By 3 a.m. on May 13, just as the Confederates had completed expelling the II Corps from the Mule Shoe, the new line was ready, and Lee had his battered men retire behind it. More than 10,000 men fell in the Mule Shoe, which passed to the Union forces without a fight. On May 18, Grant sent two of his corps to attack the new line, but they were met with a bloody repulse. That convinced Grant, who had vowed to "fight it out on this line if it takes all summer," that Lee's men could not be dislodged from their Spotsylvania line.

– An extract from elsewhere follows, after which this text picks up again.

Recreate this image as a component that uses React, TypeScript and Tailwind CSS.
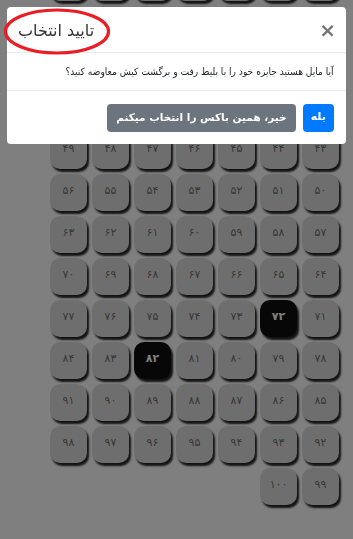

Grant, checked by Lee for a second time, responded as he had two weeks earlier. He shifted the weight of his army to the right flank and again moved to the southeast along roads Lee was unable to block. By May 20–May 21, the two armies were on their way to take positions along the North Anna River, another dozen miles closer to Richmond.
Aftermath:
Once again, Lee's tactics had inflicted severe casualties on Grant's army. This time, the toll was over 18,000 men, of which close to 3,000 were killed. In two weeks of fighting, Grant had lost 35,000 men, and another 20,000 went home when their enlistments ended. In fact, Grant at one point on the North Anna had fewer than 65,000 effectives. But Lee did not come out of these battles unscathed, either. At Spotsylvania, he lost another 10–13,000 men, and the Confederates had to pull men away from other fronts to reinforce him. Making matters worse, the army was taking heavy losses among its veteran units and its best officers. This may have saved Grant from a disaster on the North Anna, when his decimated army was positioned badly and was ripe to be attacked. Lee never did, because the Army of Northern Virginia was unable to do so. In fact, Lee's army would never regain the initiative it lost in those two weeks of May 1864.
Estimates vary as to the casualties at Spotsylvania Court House. ...
Portions of the Spotsylvania Court House battlefield are now preserved as part of Fredericksburg and Spotsylvania National Military Park.